Pneumatic tires are made of synthetic rubber, natural rubber, fabric, wire, carbon black as well as other chemical compounds. Tires consist mainly of a tread and a body. The tread provides traction while the body provides containment for a quantity of compressed air. So when the founder of Obi leather says “working with a tire is not easy” I do not doubt him.

When it comes to design thinking and the art of making tire bags, various things are taken into consideration. One of which is the size of the tires, the leather designer disclosed. For him, the tires of tricycle, popularly known as Keke in Nigeria are not appropriate because of its size and weight. Quite alright, tricycles use the same size of tires, however, they are thicker and heavier than the wheelbarrow tires which are the favoured choice in Obi leather’s factory.

However, when it comes to the bags produced by Odinma, the tires used are neither old nor condemned. In fact, “they have a good second-hand value because these are the tires wheelbarrows use.”

The leather used in producing these bags and other items produced by the company are sourced in Nigeria. Nigeria has the largest resource of goatskin and kidskin in Africa, representing 46 percent and 18 percent of the total in Africa market, respectively. Domestically, the industry represents the second major earner of foreign exchange after oil with a total export of tanned skins amounting to about $240 million in 2015. The Nigerian leather industry generates between $600 million to $800millon through export annually and has been projected by the Nigeria Economic Summit Group (NESG), to generate over $1 billion by 2025.

For Obiora Odinma, the leathercraft passion was not born out of the abundance of leather in Nigeria, but from the need to make the things he uses, from shoes to bags and occasionally clothing. “I am a sewing machine artist, and I could do whatever I want with the sewing machine,” Odinma noted.

Stroking his pale white beard, a chatty Odinma disclosed that he started the business of shoe and bag making when his beard was all black. “I have been doing leather stuff since 1977/78,” Odinma said reminding me that I was not born at the time he began his leather production and design business.


Reminiscing on his childhood, the veteran craftsman noted that he was a self-taught person and that he has always wanted to do something that wasn’t the norm “I went to high school in the ’70s and there weren’t a lot of things that you could do, and given my background, I could easily have done what my family wanted me to do but I did not want to go to formal school. Back then, doing things like these means that you did not follow the norm”

“Growing up in an educated family with good prospects and didn’t lack anything, I could have done whatever but there was no place to learn about shoes, no books and the highest was business faculty. To self learn, I had to go to airports. I travelled and going through the airport, there are duty-free shops and the airport was a good place to see bags in motion. At international airports, you see people with a lot of bags and you see a lot of luxury goods.”

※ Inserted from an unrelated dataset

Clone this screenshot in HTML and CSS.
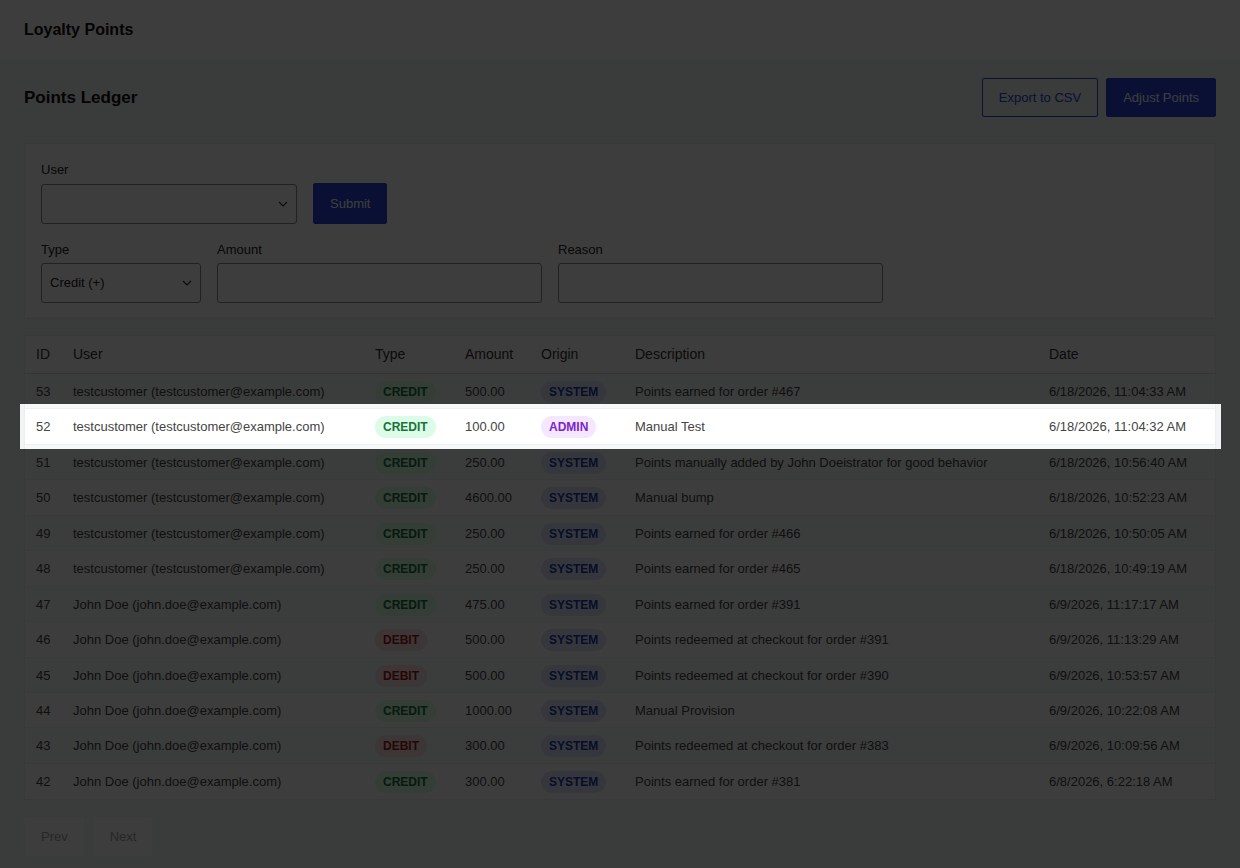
FILE: index.html
```html
<!DOCTYPE html>
<html lang="en">
<head>
<meta charset="utf-8">
<title>Loyalty Points</title>
<link rel="stylesheet" href="styles.css">
</head>
<body>
<header class="topbar">
  <h1 class="topbar-title">Loyalty Points</h1>
</header>
<main class="main">
  <div class="toolbar">
    <h2 class="page-title">Points Ledger</h2>
    <div class="toolbar-actions">
      <button class="btn btn-outline">Export to CSV</button>
      <button class="btn btn-primary">Adjust Points</button>
    </div>
  </div>

  <section class="card">
    <div class="form-row">
      <div class="field">
        <label class="field-label">User</label>
        <div class="select-wrap select-user">
          <select class="control select"><option></option></select>
          <svg class="chevron" viewBox="0 0 10 6" width="10" height="6"><path d="M1 1 L5 5 L9 1" fill="none" stroke="#333" stroke-width="1.2"/></svg>
        </div>
      </div>
      <button class="btn btn-primary btn-submit">Submit</button>
    </div>
    <div class="form-row form-row-2">
      <div class="field">
        <label class="field-label">Type</label>
        <div class="select-wrap select-type">
          <select class="control select"><option>Credit (+)</option></select>
          <svg class="chevron" viewBox="0 0 10 6" width="10" height="6"><path d="M1 1 L5 5 L9 1" fill="none" stroke="#333" stroke-width="1.2"/></svg>
        </div>
      </div>
      <div class="field">
        <label class="field-label">Amount</label>
        <input class="control input-wide" type="text">
      </div>
      <div class="field">
        <label class="field-label">Reason</label>
        <input class="control input-wide" type="text">
      </div>
    </div>
  </section>

  <section class="table-wrap">
    <table class="ledger">
      <colgroup>
        <col class="c-id"><col class="c-user"><col class="c-type"><col class="c-amount"><col class="c-origin"><col class="c-desc"><col class="c-date">
      </colgroup>
      <thead>
        <tr><th>ID</th><th>User</th><th>Type</th><th>Amount</th><th>Origin</th><th>Description</th><th>Date</th></tr>
      </thead>
      <tbody>
        <tr><td>53</td><td>testcustomer (testcustomer@example.com)</td><td><span class="badge credit">CREDIT</span></td><td>500.00</td><td><span class="badge system">SYSTEM</span></td><td>Points earned for order #467</td><td>6/18/2026, 11:04:33 AM</td></tr>
        <tr><td>52</td><td>testcustomer (testcustomer@example.com)</td><td><span class="badge credit">CREDIT</span></td><td>100.00</td><td><span class="badge admin">ADMIN</span></td><td>Manual Test</td><td>6/18/2026, 11:04:32 AM</td></tr>
        <tr><td>51</td><td>testcustomer (testcustomer@example.com)</td><td><span class="badge credit">CREDIT</span></td><td>250.00</td><td><span class="badge system">SYSTEM</span></td><td>Points manually added by John Doeistrator for good behavior</td><td>6/18/2026, 10:56:40 AM</td></tr>
        <tr><td>50</td><td>testcustomer (testcustomer@example.com)</td><td><span class="badge credit">CREDIT</span></td><td>4600.00</td><td><span class="badge system">SYSTEM</span></td><td>Manual bump</td><td>6/18/2026, 10:52:23 AM</td></tr>
        <tr><td>49</td><td>testcustomer (testcustomer@example.com)</td><td><span class="badge credit">CREDIT</span></td><td>250.00</td><td><span class="badge system">SYSTEM</span></td><td>Points earned for order #466</td><td>6/18/2026, 10:50:05 AM</td></tr>
        <tr><td>48</td><td>testcustomer (testcustomer@example.com)</td><td><span class="badge credit">CREDIT</span></td><td>250.00</td><td><span class="badge system">SYSTEM</span></td><td>Points earned for order #465</td><td>6/18/2026, 10:49:19 AM</td></tr>
        <tr><td>47</td><td>John Doe (john.doe@example.com)</td><td><span class="badge credit">CREDIT</span></td><td>475.00</td><td><span class="badge system">SYSTEM</span></td><td>Points earned for order #391</td><td>6/9/2026, 11:17:17 AM</td></tr>
        <tr><td>46</td><td>John Doe (john.doe@example.com)</td><td><span class="badge debit">DEBIT</span></td><td>500.00</td><td><span class="badge system">SYSTEM</span></td><td>Points redeemed at checkout for order #391</td><td>6/9/2026, 11:13:29 AM</td></tr>
        <tr><td>45</td><td>John Doe (john.doe@example.com)</td><td><span class="badge debit">DEBIT</span></td><td>500.00</td><td><span class="badge system">SYSTEM</span></td><td>Points redeemed at checkout for order #390</td><td>6/9/2026, 10:53:57 AM</td></tr>
        <tr><td>44</td><td>John Doe (john.doe@example.com)</td><td><span class="badge credit">CREDIT</span></td><td>1000.00</td><td><span class="badge system">SYSTEM</span></td><td>Manual Provision</td><td>6/9/2026, 10:22:08 AM</td></tr>
        <tr><td>43</td><td>John Doe (john.doe@example.com)</td><td><span class="badge debit">DEBIT</span></td><td>300.00</td><td><span class="badge system">SYSTEM</span></td><td>Points redeemed at checkout for order #383</td><td>6/9/2026, 10:09:56 AM</td></tr>
        <tr><td>42</td><td>John Doe (john.doe@example.com)</td><td><span class="badge credit">CREDIT</span></td><td>300.00</td><td><span class="badge system">SYSTEM</span></td><td>Points earned for order #381</td><td>6/8/2026, 6:22:18 AM</td></tr>
      </tbody>
    </table>
  </section>

  <nav class="pager">
    <button class="btn btn-page" disabled>Prev</button>
    <button class="btn btn-page" disabled>Next</button>
  </nav>
</main>

<div class="tour-cutout" aria-hidden="true"></div>
</body>
</html>
```

FILE: styles.css
```css
* { box-sizing: border-box; }

html, body {
  margin: 0;
  padding: 0;
}

body {
  font-family: "Liberation Sans", Arial, sans-serif;
  background: #f3f4f6;
  color: #222;
  font-size: 13px;
  overflow: hidden;
}

.topbar {
  height: 60px;
  background: #ffffff;
  display: flex;
  align-items: center;
  padding: 0 24px 1px;
}

.topbar-title {
  margin: 0;
  font-size: 16px;
  font-weight: 700;
  color: #111;
}

.main {
  padding: 18px 24px 8px;
}

.toolbar {
  display: flex;
  align-items: center;
  justify-content: space-between;
  height: 39px;
  margin-bottom: 26px;
}

.page-title {
  margin: 0;
  font-size: 17px;
  font-weight: 700;
  color: #111;
}

.toolbar-actions {
  display: flex;
  gap: 8px;
}

.btn {
  font-family: inherit;
  font-size: 13px;
  line-height: 15px;
  padding: 11px 16px;
  border: 1px solid transparent;
  border-radius: 2px;
  cursor: pointer;
}

.btn-outline {
  background: transparent;
  color: #2746d6;
  border-color: #2746d6;
}

.btn-primary {
  background: #2746d6;
  border-color: #2746d6;
  color: #ffffff;
}

.btn-submit {
  padding: 12px 16px;
  align-self: flex-end;
}

.card {
  background: #ffffff;
  border: 1px solid #eceef1;
  padding: 16px 16px 15px;
  display: flex;
  flex-direction: column;
  gap: 15px;
}

.form-row {
  display: flex;
  align-items: flex-end;
  gap: 16px;
}

.field {
  display: flex;
  flex-direction: column;
}

.field-label {
  font-size: 13px;
  line-height: 20px;
  margin-bottom: 4px;
  color: #222;
}

.form-row-2 .field-label {
  line-height: 21px;
  margin-bottom: 3px;
}

.control {
  height: 40px;
  border: 1px solid #8a8a8a;
  border-radius: 3px;
  background: #ffffff;
  font-family: inherit;
  font-size: 13px;
  color: #222;
  padding: 0 8px 1px;
}

.select-wrap {
  position: relative;
}

.select {
  appearance: none;
  -webkit-appearance: none;
  width: 100%;
}

.select-user { width: 256px; }
.select-type { width: 160px; }

.chevron {
  position: absolute;
  right: 9px;
  top: 17px;
  pointer-events: none;
}

.input-wide { width: 325px; }

.table-wrap {
  margin-top: 16px;
  background: #ffffff;
  border: 1px solid #eceef1;
}

.ledger {
  width: 100%;
  border-collapse: collapse;
  table-layout: fixed;
}

.c-id { width: 37px; }
.c-user { width: 302px; }
.c-type { width: 90px; }
.c-amount { width: 76px; }
.c-origin { width: 94px; }
.c-desc { width: 414px; }
.c-date { width: 177px; }

.ledger th {
  text-align: left;
  font-weight: 400;
  font-size: 14px;
  line-height: 16px;
  color: #333;
  padding: 10px 4px 11px 11px;
  border-bottom: 1px solid #d9dbe0;
  white-space: nowrap;
}

.ledger td {
  font-size: 13px;
  line-height: 22px;
  height: 35.45px;
  color: #444;
  padding: 7px 4px 5.45px 11px;
  border-bottom: 1px solid #eef0f2;
  white-space: nowrap;
  overflow: hidden;
  vertical-align: middle;
}

.ledger tbody tr:nth-child(odd) td {
  background: #f7f8f9;
}

.ledger tbody tr:last-child td {
  border-bottom: none;
}

.badge {
  display: inline-block;
  font-size: 12px;
  font-weight: 700;
  line-height: 14px;
  padding: 4px 8px;
  border-radius: 11px;
  vertical-align: top;
}

.badge.credit { background: #dcfce7; color: #17733a; }
.badge.debit { background: #fee2e2; color: #a11b1b; }
.badge.system { background: #dde7fb; color: #1e3aa8; }
.badge.admin { background: #f3e8ff; color: #7e22ce; }

.pager {
  margin-top: 17px;
  display: flex;
  gap: 10px;
  padding-left: 1px;
}

.btn-page {
  background: #ffffff;
  color: #9ea2a9;
  border-color: #ffffff;
  padding: 11px 15px;
  cursor: default;
}

.tour-cutout {
  position: absolute;
  left: 20px;
  top: 404px;
  width: 1201px;
  height: 45px;
  box-shadow: 0 0 0 3000px rgba(0, 0, 0, 0.76);
  pointer-events: none;
  z-index: 10;
}
```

Like a child who just found his favourite toy, a particular memory seemed to strike a visibly excited and jumpy Odinma who disclosed that he used to collect catalogues from the ’70s. “I still collect them and I still have the ones from the ’70s,” Odinma said adding that he had the interest as well as all the time. “I started supplying to UTC (Swiss-founded Union Trading Company PLC) in the mid-’60s when I was still in my early ’20s.”

Being among the last children in a big family which was a stickler for the rules, Odinma noted that he could have been a teacher if he stuck to the rules but he left home really early and was considered the black sheep of the family. “I wanted to do education and I was good with teaching. The first job I did was teaching, I was a primary school teacher and if you study education in the mid-’70s, you get a scholarship. So I could have been a teacher.” Teaching is still a passion for Obi leather founder who noted that some schools are trying to create a leather faculty and are in talks with him to bring him on board and share his knowledge.

Looking back on the path he chose and being the black sheep, the Delta States native stated that earlier on he used to get worried but right now he regrets nothing. Especially when he sees his children and gets to spend quality time with them, either at work in the factory or on the street when the go bike riding together. “I ride a bicycle all over Lagos state while my son sometimes takes me on his power bike. But in all, liking what you do and doing it as much as you can is all that matters. I like what I do and it has given me all I wanted and made me meet interesting people like you.”

Despite his age, Odinma is technologically savvy. He is a technology and self-reliance practitioner who relies on the technology from other fields to ensure his ideal shoes and bags are birthed. Beckoning on his son and co-worker Ezenwa to get the bag, Odinma explained how he deployed some carpentry tools to ensure the perfect finish he desires. However, he advises that shoemakers and leather artists should ensure that they invest only in technology that is absolutely necessary. This is because, “there are many people in Nigeria, Europe and other places that do things the traditional way and get even better results.”